• [Exercise]: Only the lines from the top of the records below through the line containing "text-[11.5px] leading-[14px] [word-spacing:1px]" should be printed, exactly and without pictures.

• [Data entries]:

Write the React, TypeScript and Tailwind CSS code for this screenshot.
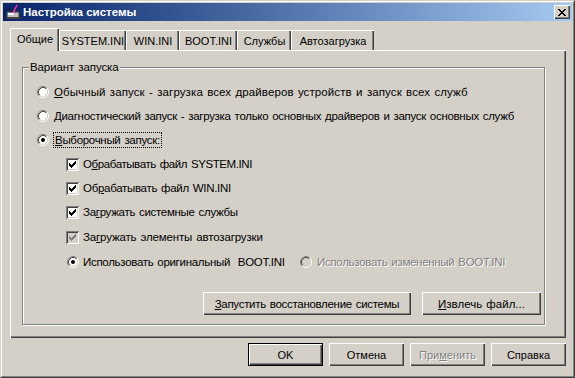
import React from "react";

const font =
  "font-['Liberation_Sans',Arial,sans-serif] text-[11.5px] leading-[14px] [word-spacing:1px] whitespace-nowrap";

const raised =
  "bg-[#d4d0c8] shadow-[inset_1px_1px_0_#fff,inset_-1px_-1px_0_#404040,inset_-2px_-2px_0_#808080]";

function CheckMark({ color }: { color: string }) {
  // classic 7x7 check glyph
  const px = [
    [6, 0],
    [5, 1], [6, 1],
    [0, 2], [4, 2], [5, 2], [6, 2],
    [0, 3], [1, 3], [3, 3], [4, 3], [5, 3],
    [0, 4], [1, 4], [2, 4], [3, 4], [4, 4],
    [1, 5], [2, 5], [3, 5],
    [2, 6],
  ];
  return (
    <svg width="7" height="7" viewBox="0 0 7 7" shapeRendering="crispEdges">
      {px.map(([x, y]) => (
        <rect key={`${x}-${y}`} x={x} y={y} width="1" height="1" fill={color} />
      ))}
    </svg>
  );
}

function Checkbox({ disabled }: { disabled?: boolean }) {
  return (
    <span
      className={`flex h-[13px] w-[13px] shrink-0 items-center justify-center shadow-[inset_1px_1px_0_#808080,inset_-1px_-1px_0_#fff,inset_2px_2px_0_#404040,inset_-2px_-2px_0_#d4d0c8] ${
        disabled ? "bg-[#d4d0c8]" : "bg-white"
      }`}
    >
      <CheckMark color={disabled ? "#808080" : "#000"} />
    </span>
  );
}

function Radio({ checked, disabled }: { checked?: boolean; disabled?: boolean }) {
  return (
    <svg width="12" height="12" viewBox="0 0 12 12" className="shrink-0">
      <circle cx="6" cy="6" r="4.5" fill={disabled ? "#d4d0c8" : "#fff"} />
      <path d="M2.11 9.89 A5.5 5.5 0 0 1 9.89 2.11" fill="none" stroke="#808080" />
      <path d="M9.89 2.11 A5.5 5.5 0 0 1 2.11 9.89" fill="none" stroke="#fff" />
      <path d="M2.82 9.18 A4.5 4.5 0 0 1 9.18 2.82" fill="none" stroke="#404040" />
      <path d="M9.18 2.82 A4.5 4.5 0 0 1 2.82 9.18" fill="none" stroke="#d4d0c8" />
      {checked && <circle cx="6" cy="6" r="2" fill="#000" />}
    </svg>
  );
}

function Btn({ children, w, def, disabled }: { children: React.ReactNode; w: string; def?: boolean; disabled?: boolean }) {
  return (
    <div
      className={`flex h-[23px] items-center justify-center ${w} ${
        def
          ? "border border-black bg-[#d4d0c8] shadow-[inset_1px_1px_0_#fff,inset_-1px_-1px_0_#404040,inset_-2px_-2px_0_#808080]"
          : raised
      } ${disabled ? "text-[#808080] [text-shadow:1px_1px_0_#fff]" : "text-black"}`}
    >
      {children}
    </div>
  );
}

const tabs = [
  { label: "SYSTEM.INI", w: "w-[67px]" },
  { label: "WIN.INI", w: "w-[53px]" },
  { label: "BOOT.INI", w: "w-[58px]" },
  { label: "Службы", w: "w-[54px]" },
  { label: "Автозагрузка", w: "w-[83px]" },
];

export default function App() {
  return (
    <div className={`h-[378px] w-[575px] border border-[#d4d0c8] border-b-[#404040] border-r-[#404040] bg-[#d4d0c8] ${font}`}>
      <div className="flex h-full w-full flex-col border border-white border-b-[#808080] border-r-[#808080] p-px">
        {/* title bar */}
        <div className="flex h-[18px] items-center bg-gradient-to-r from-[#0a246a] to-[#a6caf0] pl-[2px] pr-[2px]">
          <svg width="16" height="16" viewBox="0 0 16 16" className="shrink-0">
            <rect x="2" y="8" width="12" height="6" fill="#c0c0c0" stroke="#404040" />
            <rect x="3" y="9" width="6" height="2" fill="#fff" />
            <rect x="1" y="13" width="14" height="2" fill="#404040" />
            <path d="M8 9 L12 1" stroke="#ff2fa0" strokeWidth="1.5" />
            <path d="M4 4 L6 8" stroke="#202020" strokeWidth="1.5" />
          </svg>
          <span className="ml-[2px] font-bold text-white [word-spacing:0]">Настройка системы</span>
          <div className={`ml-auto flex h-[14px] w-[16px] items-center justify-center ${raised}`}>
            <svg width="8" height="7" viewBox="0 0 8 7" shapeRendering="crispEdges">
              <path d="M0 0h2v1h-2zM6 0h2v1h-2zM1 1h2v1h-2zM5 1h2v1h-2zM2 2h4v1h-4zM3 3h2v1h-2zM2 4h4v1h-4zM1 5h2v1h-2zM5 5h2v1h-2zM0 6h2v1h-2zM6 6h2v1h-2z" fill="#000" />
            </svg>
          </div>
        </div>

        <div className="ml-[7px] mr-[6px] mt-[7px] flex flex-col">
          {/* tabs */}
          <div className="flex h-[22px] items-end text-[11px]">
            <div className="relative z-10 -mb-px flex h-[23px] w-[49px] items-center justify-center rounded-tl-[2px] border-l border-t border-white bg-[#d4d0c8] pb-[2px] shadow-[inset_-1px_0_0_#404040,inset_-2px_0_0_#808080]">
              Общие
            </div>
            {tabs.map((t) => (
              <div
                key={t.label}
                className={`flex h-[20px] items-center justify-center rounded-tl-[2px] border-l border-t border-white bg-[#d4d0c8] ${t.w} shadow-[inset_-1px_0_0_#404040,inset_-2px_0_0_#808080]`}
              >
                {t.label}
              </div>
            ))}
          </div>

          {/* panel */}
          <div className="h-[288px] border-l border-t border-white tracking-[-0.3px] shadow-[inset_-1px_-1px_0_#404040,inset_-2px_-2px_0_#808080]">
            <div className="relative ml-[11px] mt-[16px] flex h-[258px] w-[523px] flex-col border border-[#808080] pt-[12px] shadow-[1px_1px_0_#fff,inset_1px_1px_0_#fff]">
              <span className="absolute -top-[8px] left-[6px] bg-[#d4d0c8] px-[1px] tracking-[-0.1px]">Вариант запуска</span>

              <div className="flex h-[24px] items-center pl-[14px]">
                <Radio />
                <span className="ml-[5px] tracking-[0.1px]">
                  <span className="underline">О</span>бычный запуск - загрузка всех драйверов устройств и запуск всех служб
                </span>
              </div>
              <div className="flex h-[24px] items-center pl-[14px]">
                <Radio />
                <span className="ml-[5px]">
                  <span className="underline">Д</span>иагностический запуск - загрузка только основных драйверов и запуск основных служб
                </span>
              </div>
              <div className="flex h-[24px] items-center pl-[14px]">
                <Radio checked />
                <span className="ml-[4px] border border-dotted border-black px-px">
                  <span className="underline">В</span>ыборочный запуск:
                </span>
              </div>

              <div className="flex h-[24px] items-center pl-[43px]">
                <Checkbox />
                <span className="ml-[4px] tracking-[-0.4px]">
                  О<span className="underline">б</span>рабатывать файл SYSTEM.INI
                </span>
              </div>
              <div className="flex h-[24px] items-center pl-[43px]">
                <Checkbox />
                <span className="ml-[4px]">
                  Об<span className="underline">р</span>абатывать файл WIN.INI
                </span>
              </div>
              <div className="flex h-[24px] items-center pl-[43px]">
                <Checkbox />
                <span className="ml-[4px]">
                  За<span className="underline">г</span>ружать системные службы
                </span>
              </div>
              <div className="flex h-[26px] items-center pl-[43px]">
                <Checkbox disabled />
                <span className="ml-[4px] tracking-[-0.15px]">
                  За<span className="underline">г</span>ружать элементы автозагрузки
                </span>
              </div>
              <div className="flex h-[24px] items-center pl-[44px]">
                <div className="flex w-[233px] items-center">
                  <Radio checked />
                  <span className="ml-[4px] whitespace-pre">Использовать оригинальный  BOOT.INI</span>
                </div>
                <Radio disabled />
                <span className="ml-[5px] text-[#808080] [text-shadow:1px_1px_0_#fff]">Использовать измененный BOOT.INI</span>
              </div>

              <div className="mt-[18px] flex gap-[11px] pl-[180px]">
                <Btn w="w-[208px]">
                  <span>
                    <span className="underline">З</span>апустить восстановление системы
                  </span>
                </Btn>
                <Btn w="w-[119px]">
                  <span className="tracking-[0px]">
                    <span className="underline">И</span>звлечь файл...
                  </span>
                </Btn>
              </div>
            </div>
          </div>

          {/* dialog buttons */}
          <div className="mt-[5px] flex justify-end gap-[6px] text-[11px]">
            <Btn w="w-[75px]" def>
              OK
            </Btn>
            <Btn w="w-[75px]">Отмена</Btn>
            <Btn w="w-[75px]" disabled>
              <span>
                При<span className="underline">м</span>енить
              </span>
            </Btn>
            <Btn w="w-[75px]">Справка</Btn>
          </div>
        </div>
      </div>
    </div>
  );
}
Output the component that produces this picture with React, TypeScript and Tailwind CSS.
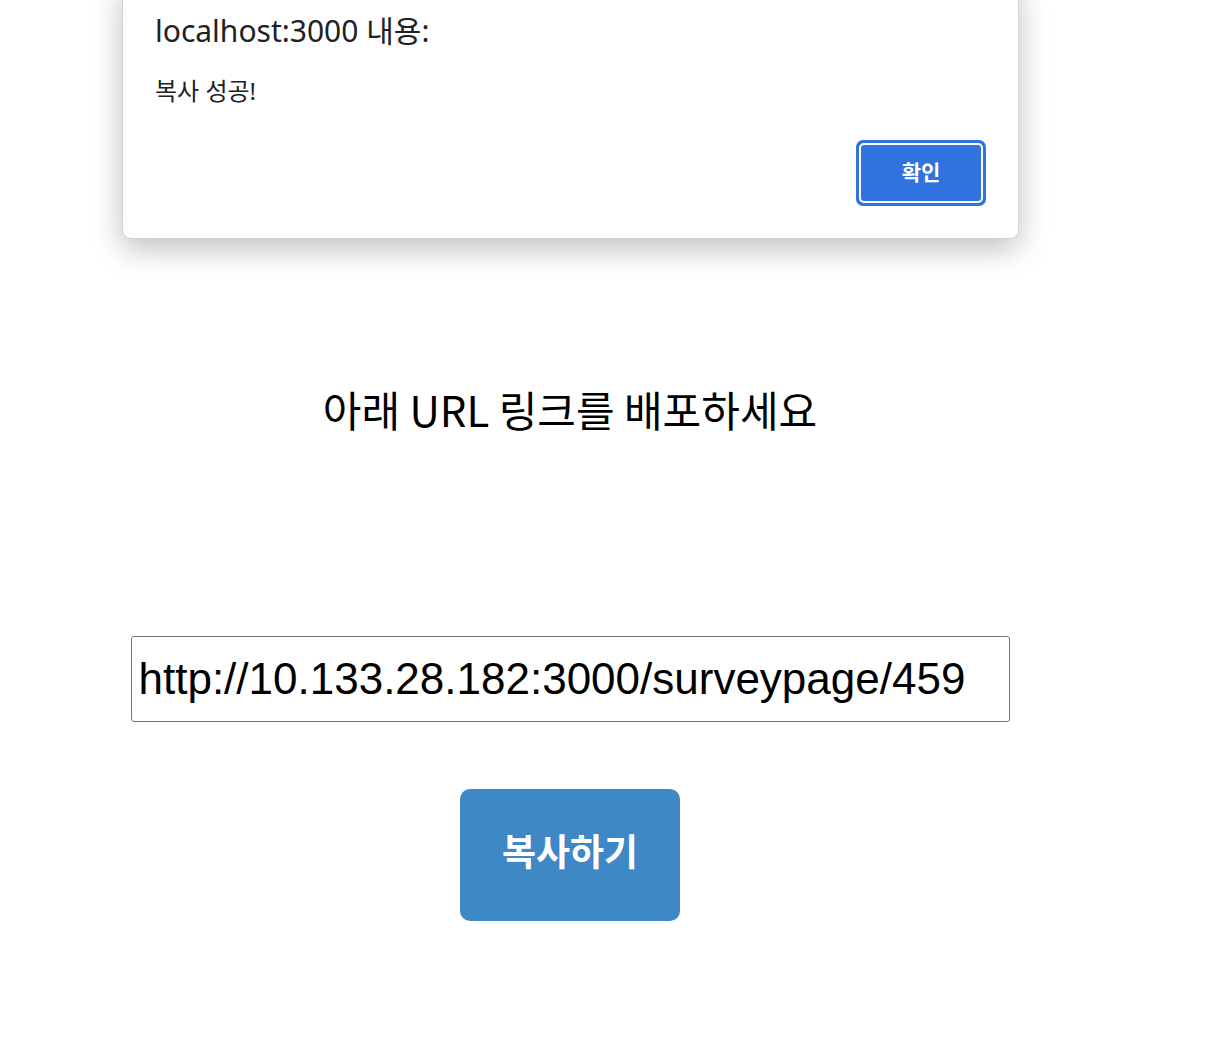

• [Correct output]:
Write the React, TypeScript and Tailwind CSS code for this screenshot.
import React from "react";

const font =
  "font-['Liberation_Sans',Arial,sans-serif] text-[11.5px] leading-[14px] [word-spacing:1px] whitespace-nowrap";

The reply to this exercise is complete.